PROBLEM:
Exactly how many lines have the word "this"? Answer with the bare number.

DATA FOR PROCESSING:
○ ○ ○ ○ ○
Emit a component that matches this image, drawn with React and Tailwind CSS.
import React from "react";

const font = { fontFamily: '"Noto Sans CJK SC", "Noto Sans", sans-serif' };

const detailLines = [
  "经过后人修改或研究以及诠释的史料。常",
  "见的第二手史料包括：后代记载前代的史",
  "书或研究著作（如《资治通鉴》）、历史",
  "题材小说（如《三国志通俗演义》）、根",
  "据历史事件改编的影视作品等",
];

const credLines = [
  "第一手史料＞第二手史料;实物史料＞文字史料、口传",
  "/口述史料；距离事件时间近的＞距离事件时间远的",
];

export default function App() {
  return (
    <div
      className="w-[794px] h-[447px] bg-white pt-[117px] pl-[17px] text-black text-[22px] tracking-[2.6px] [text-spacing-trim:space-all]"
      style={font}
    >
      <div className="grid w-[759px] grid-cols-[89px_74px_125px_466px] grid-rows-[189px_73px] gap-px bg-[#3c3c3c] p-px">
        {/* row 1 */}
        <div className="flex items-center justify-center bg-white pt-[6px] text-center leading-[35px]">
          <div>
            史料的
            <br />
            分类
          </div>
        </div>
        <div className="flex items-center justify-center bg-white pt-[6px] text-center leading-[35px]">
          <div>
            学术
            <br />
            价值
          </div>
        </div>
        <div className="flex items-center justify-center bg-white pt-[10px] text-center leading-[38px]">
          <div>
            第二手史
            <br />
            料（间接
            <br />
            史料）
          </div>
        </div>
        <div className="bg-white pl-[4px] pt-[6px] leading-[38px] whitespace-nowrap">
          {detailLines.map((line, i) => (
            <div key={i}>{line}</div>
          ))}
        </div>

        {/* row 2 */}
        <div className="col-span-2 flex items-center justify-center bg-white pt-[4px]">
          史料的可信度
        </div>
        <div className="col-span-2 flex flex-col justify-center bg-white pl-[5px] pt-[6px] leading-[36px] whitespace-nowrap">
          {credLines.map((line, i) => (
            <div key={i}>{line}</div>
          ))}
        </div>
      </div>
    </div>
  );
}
○ ○ ○ ○ ○
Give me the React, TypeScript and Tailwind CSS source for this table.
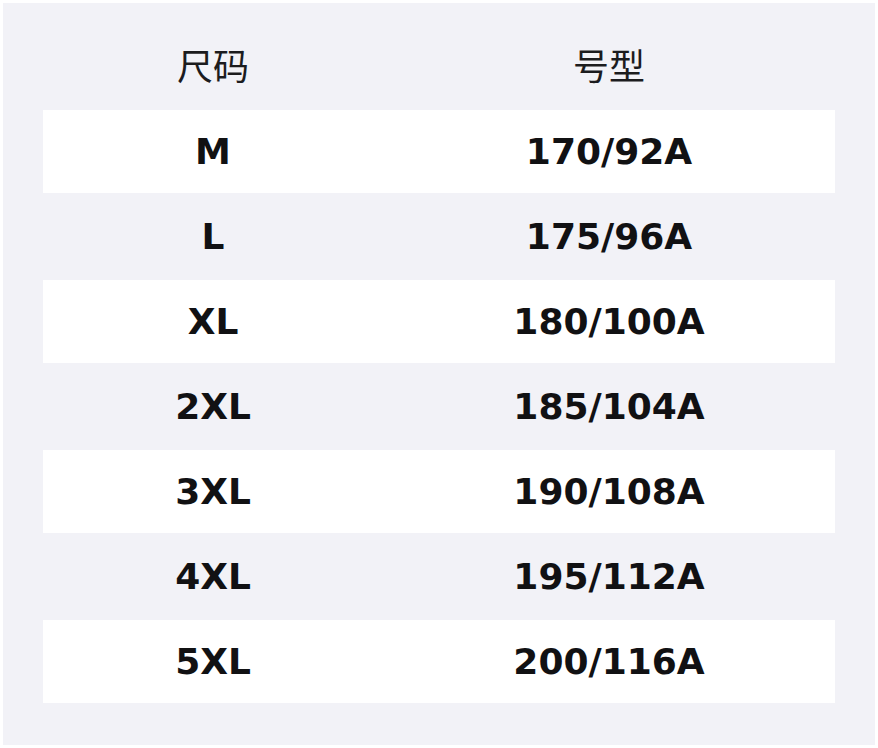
○ ○ ○ ○ ○
EXPECTED ANSWER:
2